In the above paper the energy equation (Eq. 3 in Saleem et al. 2018) is as follows

$$ \begin{aligned} & (\rho c)_{f} \left( {\frac{\partial T}{\partial t} + u\frac{\partial T}{\partial x} + v\frac{\partial T}{\partial y}} \right) = \kappa \frac{{\partial^{2} T}}{{\partial z^{2} }} + (\rho c)_{p} \left\{ {D_{B} \frac{\partial C}{\partial z}\frac{\partial T}{\partial z} + \frac{{D_{T} }}{{T_{\infty } }}\left( {\frac{\partial T}{\partial z}} \right)^{2} } \right\} \\ & \quad - \frac{1}{{\rho C_{p} }}\frac{{\partial q_{r} }}{\partial y} + \frac{\mu }{{\rho C_{p} }}\left( {\frac{\partial u}{\partial y}} \right)^{2} + \frac{{Q_{0} }}{{\rho C_{p} }}(T - T_{\infty } ) \\ \end{aligned} $$
(1)

The units of the term \( (\rho c)_{f} \left( {\frac{\partial T}{\partial t} + u\frac{\partial T}{\partial x} + v\frac{\partial T}{\partial y}} \right) \) are \( kg(mass)m^{ - 1} (length^{ - 1} )\sec^{ - 3} (time^{ - 3} ) \), whereas the units of the term \( \frac{\mu }{{\rho C_{p} }}\left( {\frac{\partial u}{\partial y}} \right)^{2} \) are \( Kelvin(temperature)\sec^{ - 1} (time^{ - 1} ) \). This means that the Eq. (1) is wrong taking into account that all terms must have the same units.
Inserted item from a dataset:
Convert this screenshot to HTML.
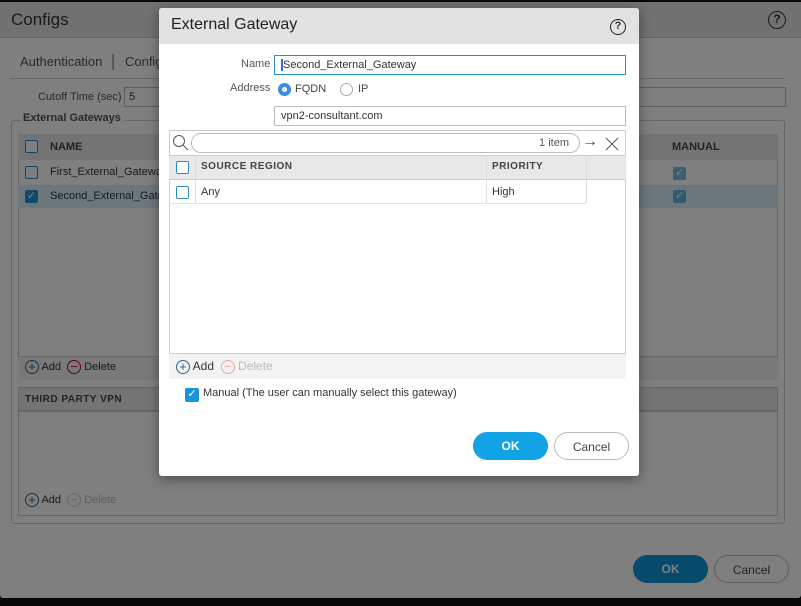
<!DOCTYPE html><html><head><style>
*{box-sizing:border-box;margin:0;padding:0}
body{width:801px;height:606px;overflow:hidden;background:#111;font-family:"Liberation Sans",sans-serif;position:relative;font-size:11px;color:#333}
.a{position:absolute}
.pg{left:0;top:2px;width:801px;height:596px;background:#fff;border-radius:3px}
.hd{left:0;top:0;width:801px;height:36px;background:#e2e2e2;border-bottom:1px solid #ccc}
.cb{width:13px;height:13px;border:1.5px solid #2a89c0;border-radius:2px;background:#fff}
.cbc{background:#1a94d8;border-color:#1a94d8;color:#fff;font-size:11px;line-height:11px;text-align:center}
.ov{left:0;top:0;width:801px;height:606px;background:rgba(0,0,0,.5)}
.th{background:#e8e8e8;font-weight:bold;font-size:10px;letter-spacing:.5px;color:#444}
.btn{border-radius:15px;height:28px;text-align:center;line-height:28px;font-size:12px}
.circ{display:inline-block;width:14px;height:14px;border:1px solid #2c6690;border-radius:50%;text-align:center;line-height:11px;font-size:13px;color:#2c6690;vertical-align:middle}
</style></head><body>
<div class="a pg">
 <div class="a hd"></div>
 <div class="a" style="left:11px;top:8px;font-size:17px;color:#333">Configs</div>
 <div class="a" style="left:768px;top:9px;width:18px;height:18px;border:1.5px solid #333;border-radius:50%;text-align:center;font-size:12px;line-height:15px;font-weight:bold">?</div>
 <div class="a" style="left:20px;top:52px;font-size:13px;color:#555">Authentication &nbsp;│&nbsp; Config</div>
 <div class="a" style="left:10px;top:76px;width:775px;border-top:1px solid #ccc"></div>
 <div class="a" style="left:38px;top:89px;color:#555">Cutoff Time (sec)</div>
 <div class="a" style="left:124px;top:85px;width:662px;height:20px;border:1px solid #bbb;padding:3px 4px">5</div>
 <div class="a" style="left:11px;top:118px;width:774px;height:404px;border:1px solid #ccc;border-radius:3px"></div>
 <div class="a" style="left:20px;top:110px;background:#fff;padding:0 3px;font-weight:bold;color:#555">External Gateways</div>
 <div class="a" style="left:18px;top:132px;width:760px;height:245px;border:1px solid #ccc"></div>
 <div class="a th" style="left:18px;top:132px;width:760px;height:26px"></div>
 <div class="a cb" style="left:25px;top:138px"></div>
 <div class="a" style="left:50px;top:139px;font-weight:bold;color:#444">NAME</div>
 <div class="a" style="left:672px;top:139px;font-weight:bold;color:#444">MANUAL</div>
 <div class="a cb" style="left:25px;top:164px"></div>
 <div class="a" style="left:50px;top:164px">First_External_Gateway</div>
 <div class="a" style="left:18px;top:183px;width:760px;height:23px;background:#d8eef9"></div>
 <div class="a cb cbc" style="left:25px;top:188px">✓</div>
 <div class="a" style="left:50px;top:188px">Second_External_Gateway</div>
 <div class="a cb cbc" style="left:673px;top:165px;opacity:.6">✓</div>
 <div class="a cb cbc" style="left:673px;top:188px;opacity:.6">✓</div>
 <div class="a" style="left:18px;top:354px;width:760px;height:24px;border-top:1px solid #ccc;background:#f3f3f3"></div>
 <div class="a" style="left:25px;top:358px;color:#333"><span class="circ">+</span> Add &nbsp;<span class="circ" style="border-color:#c03;color:#c03">−</span> Delete</div>
 <div class="a th" style="left:18px;top:385px;width:760px;height:24px;border:1px solid #ccc;padding:6px"> THIRD PARTY VPN</div>
 <div class="a" style="left:18px;top:409px;width:760px;height:105px;border:1px solid #ccc"></div>
 <div class="a" style="left:25px;top:491px;color:#333"><span class="circ">+</span> Add &nbsp;<span class="circ" style="border-color:#ccc;color:#ccc">−</span> <span style="color:#bbb">Delete</span></div>
 <div class="a btn" style="left:633px;top:553px;width:75px;background:#0d96d8;color:#fff;font-weight:bold">OK</div>
 <div class="a btn" style="left:714px;top:553px;width:75px;border:1px solid #bbb;color:#444">Cancel</div>
</div>
<div class="a ov"></div>
<div class="a" style="left:159px;top:8px;width:480px;height:468px;background:#fff;border-radius:3px;box-shadow:0 3px 12px rgba(0,0,0,.4);overflow:hidden">
 <div class="a" style="left:0;top:0;width:480px;height:36px;background:#e2e2e2"></div>
 <div class="a" style="left:12px;top:8px;font-size:16px;color:#222">External Gateway</div>
 <div class="a" style="left:451px;top:11px;width:16px;height:16px;border:1.5px solid #222;border-radius:50%;text-align:center;font-size:11px;line-height:13px;font-weight:bold">?</div>
 <div class="a" style="left:82px;top:50px;color:#555">Name</div>
 <div class="a" style="left:115px;top:47px;width:352px;height:20px;border:1px solid #2b8fc6;padding:3px 6px;color:#333"><span style="border-left:2px solid #2b6fd8"></span>Second_External_Gateway</div>
 <div class="a" style="left:71px;top:74px;color:#555">Address</div>
 <div class="a" style="left:119px;top:75px;width:13px;height:13px;border-radius:50%;background:#3b8de6;box-shadow:inset 0 0 0 4px #3b8de6,inset 0 0 0 6px #fff"></div>
 <div class="a" style="left:136px;top:75px;color:#444">FQDN</div>
 <div class="a" style="left:181px;top:75px;width:13px;height:13px;border-radius:50%;border:1px solid #aaa"></div>
 <div class="a" style="left:199px;top:75px;color:#444">IP</div>
 <div class="a" style="left:115px;top:98px;width:352px;height:20px;border:1px solid #bbb;padding:3px 6px;color:#333">vpn2-consultant.com</div>
 <div class="a" style="left:10px;top:122px;width:457px;height:249px;border:1px solid #ccc"></div>
 <svg class="a" style="left:13px;top:126px" width="18" height="18"><circle cx="7" cy="7" r="5.5" fill="none" stroke="#555"/><line x1="11" y1="11" x2="16" y2="16" stroke="#555"/></svg>
 <div class="a" style="left:32px;top:125px;width:389px;height:20px;border:1px solid #bbb;border-radius:10px;text-align:right;padding:3px 10px;color:#555">1 item</div>
 <div class="a" style="left:423px;top:125px;font-size:16px;color:#444">→</div>
 <svg class="a" style="left:446px;top:129px" width="14" height="14"><path d="M1 1L13 13M13 1L1 13" stroke="#555"/></svg>
 <div class="a th" style="left:10px;top:147px;width:457px;height:25px;border-top:1px solid #ccc;border-bottom:1px solid #ccc"></div>
 <div class="a cb" style="left:17px;top:153px"></div>
 <div class="a" style="left:36px;top:147px;height:48px;border-left:1px solid #ddd"></div>
 <div class="a" style="left:42px;top:153px;font-weight:bold;font-size:10px;letter-spacing:.5px;color:#444">SOURCE REGION</div>
 <div class="a" style="left:327px;top:147px;height:48px;border-left:1px solid #ddd"></div>
 <div class="a" style="left:427px;top:147px;height:48px;border-left:1px solid #ddd"></div>
 <div class="a" style="left:333px;top:153px;font-weight:bold;font-size:10px;letter-spacing:.5px;color:#444">PRIORITY</div>
 <div class="a cb" style="left:17px;top:178px"></div>
 <div class="a" style="left:42px;top:178px">Any</div>
 <div class="a" style="left:333px;top:178px">High</div>
 <div class="a" style="left:10px;top:195px;width:417px;border-top:1px solid #e4e4e4"></div>
 <div class="a" style="left:10px;top:345px;width:457px;height:26px;background:#f3f3f3;border-top:1px solid #ccc"></div>
 <div class="a" style="left:17px;top:351px;color:#333;font-size:12px"><span class="circ">+</span> Add &nbsp;<span class="circ" style="border-color:#e8a8a8;color:#e8a8a8">−</span> <span style="color:#bbb">Delete</span></div>
 <div class="a cb cbc" style="left:26px;top:380px;width:14px;height:14px">✓</div>
 <div class="a" style="left:44px;top:379px;color:#333">Manual (The user can manually select this gateway)</div>
 <div class="a btn" style="left:314px;top:424px;width:75px;background:#12a2e6;color:#fff;font-weight:bold">OK</div>
 <div class="a btn" style="left:395px;top:424px;width:75px;border:1px solid #bbb;color:#444">Cancel</div>
</div>
</body></html>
Another subsequent form of the above equation is the following (Eq. 6 in Saleem et al. 2018)

$$ \begin{aligned} & (\rho c)_{f} \left( {\frac{\partial T}{\partial t} + u\frac{\partial T}{\partial x} + v\frac{\partial T}{\partial y}} \right) = \kappa \left( {1 + \frac{{16\sigma^{*} T_{\infty }^{3} }}{{3k^{*} }}} \right)\frac{{\partial^{2} T}}{{\partial z^{2} }} + (\rho c)_{p} \left\{ {D_{B} \frac{\partial C}{\partial z}\frac{\partial T}{\partial z} + \frac{{D_{T} }}{{T_{\infty } }}\left( {\frac{\partial T}{\partial z}} \right)^{2} } \right\} \\ & \quad + \frac{\mu }{{\rho C_{p} }}\left( {\frac{\partial u}{\partial y}} \right)^{2} + \frac{{Q_{0} }}{{\rho C_{p} }}(T - T_{\infty } ) \\ \end{aligned} $$
(2)

The units of the term \( \frac{{16\sigma^{*} T_{\infty }^{3} }}{{3k^{*} }} \) are \( kg(mass)Kelvin^{ - 1} (temperature^{ - 1} )m(length)\sec^{ - 3} (time^{ - 3} ) \), whereas the term 1 is dimensionless. In Physics you can not add quantities with different units and for that reason the Eq. (2) is also wrong.

The Prandtl number and the Schmidt number are defined as \( \Pr = \frac{\vartheta }{k},\;Sc = \frac{\vartheta }{{D_{B} }} \)but \( \vartheta \) and k do not exist in the paper.

In addition the radiation parameter R has not been defined in the paper. It is unknown.

In the transformed Eqs. (9) and (10) a parameter s appears. However, no such parameter exist in the paper.